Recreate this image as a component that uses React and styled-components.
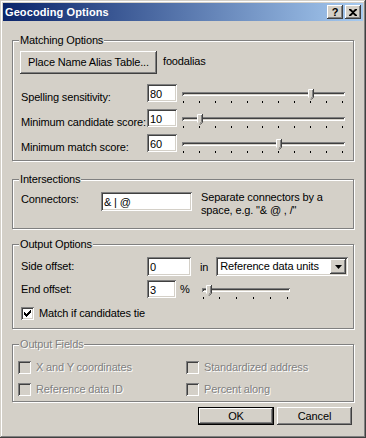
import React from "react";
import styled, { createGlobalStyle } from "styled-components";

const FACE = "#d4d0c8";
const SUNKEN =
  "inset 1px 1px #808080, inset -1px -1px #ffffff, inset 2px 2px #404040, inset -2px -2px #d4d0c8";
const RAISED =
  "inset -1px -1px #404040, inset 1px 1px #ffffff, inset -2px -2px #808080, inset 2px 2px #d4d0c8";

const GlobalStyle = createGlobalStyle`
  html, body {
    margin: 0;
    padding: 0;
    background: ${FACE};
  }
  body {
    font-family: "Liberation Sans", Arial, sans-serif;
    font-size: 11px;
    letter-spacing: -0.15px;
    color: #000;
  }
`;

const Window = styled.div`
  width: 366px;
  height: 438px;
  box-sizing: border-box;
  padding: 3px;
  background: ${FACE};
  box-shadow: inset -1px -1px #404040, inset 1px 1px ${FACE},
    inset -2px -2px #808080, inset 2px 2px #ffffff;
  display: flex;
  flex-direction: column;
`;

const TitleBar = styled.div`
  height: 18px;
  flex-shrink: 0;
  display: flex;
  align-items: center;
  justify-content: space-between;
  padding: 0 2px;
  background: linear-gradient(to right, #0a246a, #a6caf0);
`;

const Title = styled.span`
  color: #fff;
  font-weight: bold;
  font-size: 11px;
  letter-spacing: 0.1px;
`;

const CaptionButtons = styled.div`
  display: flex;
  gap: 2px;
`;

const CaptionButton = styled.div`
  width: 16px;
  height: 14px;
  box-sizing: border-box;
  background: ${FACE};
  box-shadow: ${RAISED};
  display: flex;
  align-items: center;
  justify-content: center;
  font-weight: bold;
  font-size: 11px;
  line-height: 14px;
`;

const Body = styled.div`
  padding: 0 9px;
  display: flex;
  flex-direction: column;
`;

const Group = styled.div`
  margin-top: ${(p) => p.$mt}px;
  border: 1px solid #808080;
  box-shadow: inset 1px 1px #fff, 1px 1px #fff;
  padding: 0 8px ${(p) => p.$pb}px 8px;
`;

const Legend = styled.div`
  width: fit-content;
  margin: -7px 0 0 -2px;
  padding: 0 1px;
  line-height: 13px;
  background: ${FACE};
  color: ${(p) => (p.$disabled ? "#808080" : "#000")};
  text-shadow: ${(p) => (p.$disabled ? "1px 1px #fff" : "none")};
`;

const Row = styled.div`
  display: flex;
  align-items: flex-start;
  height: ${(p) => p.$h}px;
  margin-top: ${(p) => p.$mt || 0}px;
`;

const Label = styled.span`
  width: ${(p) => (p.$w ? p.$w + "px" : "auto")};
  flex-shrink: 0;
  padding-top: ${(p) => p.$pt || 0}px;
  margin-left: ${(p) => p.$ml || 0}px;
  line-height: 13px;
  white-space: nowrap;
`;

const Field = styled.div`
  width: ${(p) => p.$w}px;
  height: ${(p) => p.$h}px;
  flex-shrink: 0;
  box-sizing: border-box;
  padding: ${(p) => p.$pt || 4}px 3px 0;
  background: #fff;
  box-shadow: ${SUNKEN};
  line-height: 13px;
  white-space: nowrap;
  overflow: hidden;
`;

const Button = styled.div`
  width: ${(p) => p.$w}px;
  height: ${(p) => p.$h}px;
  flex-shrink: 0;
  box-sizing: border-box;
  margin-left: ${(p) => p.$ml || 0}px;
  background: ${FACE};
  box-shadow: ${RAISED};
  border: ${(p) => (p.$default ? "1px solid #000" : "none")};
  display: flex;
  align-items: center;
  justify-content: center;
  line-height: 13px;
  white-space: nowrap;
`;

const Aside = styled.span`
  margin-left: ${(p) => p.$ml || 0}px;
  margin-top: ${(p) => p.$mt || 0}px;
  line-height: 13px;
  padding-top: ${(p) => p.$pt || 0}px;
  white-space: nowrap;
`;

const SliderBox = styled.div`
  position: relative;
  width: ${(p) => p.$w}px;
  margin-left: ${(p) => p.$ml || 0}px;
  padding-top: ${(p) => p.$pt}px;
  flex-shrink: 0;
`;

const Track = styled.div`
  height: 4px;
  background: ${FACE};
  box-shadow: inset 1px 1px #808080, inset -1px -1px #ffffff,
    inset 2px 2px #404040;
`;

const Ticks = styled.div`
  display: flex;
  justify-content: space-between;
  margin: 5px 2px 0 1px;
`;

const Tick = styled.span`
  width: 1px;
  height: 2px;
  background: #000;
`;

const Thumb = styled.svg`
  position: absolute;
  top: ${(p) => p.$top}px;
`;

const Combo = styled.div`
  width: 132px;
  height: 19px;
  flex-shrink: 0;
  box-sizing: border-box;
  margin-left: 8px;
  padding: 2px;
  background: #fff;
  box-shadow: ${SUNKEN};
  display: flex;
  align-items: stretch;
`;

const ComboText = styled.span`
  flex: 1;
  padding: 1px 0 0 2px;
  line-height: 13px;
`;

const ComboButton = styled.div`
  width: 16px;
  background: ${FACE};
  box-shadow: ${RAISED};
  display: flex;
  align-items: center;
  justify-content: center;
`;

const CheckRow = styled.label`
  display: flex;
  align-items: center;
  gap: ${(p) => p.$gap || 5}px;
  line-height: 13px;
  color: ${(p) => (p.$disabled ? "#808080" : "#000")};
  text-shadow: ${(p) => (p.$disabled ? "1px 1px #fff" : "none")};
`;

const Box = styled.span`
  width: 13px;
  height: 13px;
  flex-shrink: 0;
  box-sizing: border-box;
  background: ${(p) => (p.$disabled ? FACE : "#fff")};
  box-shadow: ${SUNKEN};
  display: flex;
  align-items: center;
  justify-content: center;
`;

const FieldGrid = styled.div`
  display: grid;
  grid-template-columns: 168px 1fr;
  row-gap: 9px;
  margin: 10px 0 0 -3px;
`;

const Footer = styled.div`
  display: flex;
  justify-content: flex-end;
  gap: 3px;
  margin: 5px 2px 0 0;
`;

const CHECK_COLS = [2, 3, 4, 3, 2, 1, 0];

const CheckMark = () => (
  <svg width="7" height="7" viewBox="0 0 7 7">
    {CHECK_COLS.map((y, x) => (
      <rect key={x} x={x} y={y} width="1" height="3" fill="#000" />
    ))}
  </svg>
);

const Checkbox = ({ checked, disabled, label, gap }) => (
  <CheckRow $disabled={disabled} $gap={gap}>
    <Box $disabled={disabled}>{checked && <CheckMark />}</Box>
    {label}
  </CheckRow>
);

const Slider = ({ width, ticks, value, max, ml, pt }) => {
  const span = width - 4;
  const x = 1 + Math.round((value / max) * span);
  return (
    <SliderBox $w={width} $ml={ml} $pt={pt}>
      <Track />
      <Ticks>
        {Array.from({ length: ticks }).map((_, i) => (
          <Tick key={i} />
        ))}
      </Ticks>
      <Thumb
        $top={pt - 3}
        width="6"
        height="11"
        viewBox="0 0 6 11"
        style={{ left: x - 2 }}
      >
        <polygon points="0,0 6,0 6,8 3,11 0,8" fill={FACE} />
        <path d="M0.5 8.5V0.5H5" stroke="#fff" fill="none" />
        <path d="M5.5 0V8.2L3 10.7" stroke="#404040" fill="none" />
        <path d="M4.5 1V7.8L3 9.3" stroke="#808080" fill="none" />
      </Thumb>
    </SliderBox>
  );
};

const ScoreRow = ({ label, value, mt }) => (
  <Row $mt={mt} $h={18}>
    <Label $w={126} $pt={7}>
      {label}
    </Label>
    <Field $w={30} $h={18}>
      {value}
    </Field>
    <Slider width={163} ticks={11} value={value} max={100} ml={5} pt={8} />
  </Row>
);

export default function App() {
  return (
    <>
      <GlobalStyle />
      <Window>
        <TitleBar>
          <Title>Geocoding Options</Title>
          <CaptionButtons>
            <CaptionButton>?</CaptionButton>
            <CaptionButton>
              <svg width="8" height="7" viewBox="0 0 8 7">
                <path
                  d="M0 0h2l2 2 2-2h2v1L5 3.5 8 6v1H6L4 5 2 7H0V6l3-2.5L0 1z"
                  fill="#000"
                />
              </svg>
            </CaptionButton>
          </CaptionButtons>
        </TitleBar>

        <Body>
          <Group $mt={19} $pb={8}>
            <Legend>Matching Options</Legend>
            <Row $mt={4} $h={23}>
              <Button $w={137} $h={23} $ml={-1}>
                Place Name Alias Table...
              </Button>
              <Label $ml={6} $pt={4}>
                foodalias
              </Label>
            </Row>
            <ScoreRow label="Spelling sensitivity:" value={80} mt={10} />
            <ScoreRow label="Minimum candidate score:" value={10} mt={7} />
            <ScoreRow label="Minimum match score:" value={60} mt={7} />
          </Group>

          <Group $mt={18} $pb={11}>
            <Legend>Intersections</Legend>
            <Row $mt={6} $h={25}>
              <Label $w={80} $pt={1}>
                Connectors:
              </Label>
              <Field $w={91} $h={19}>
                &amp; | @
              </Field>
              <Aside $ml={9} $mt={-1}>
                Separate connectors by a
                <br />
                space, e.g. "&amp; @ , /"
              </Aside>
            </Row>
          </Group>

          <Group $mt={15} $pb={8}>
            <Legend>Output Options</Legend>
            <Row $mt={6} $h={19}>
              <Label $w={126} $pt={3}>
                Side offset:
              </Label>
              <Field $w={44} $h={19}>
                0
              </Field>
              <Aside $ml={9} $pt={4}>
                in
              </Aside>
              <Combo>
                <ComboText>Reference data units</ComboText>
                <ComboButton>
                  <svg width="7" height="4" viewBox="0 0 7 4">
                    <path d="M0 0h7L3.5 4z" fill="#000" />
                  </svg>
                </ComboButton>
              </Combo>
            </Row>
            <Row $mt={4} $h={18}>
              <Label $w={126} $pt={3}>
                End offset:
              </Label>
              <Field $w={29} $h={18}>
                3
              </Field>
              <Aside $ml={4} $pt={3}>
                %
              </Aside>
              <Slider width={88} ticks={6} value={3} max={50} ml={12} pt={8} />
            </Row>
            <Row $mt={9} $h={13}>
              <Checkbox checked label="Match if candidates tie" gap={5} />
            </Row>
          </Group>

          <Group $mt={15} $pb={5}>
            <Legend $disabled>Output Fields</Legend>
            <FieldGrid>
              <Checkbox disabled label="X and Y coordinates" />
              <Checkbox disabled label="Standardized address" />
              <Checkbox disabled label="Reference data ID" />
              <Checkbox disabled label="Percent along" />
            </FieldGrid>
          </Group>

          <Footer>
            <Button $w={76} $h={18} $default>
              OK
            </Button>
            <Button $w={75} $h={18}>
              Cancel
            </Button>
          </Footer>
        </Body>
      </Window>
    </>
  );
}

# # # #

• [EXERCISE REQUIREMENTS]: Write out an exact copy of the listing, first line through the line containing "#ffffff, inset -2px", with the pictures left out.

• [CORRECT RESPONSE]:
Recreate this image as a component that uses React and styled-components.
import React from "react";
import styled, { createGlobalStyle } from "styled-components";

const FACE = "#d4d0c8";
const SUNKEN =
  "inset 1px 1px #808080, inset -1px -1px #ffffff, inset 2px 2px #404040, inset -2px -2px #d4d0c8";
const RAISED =
  "inset -1px -1px #404040, inset 1px 1px #ffffff, inset -2px -2px #808080, inset 2px 2px #d4d0c8";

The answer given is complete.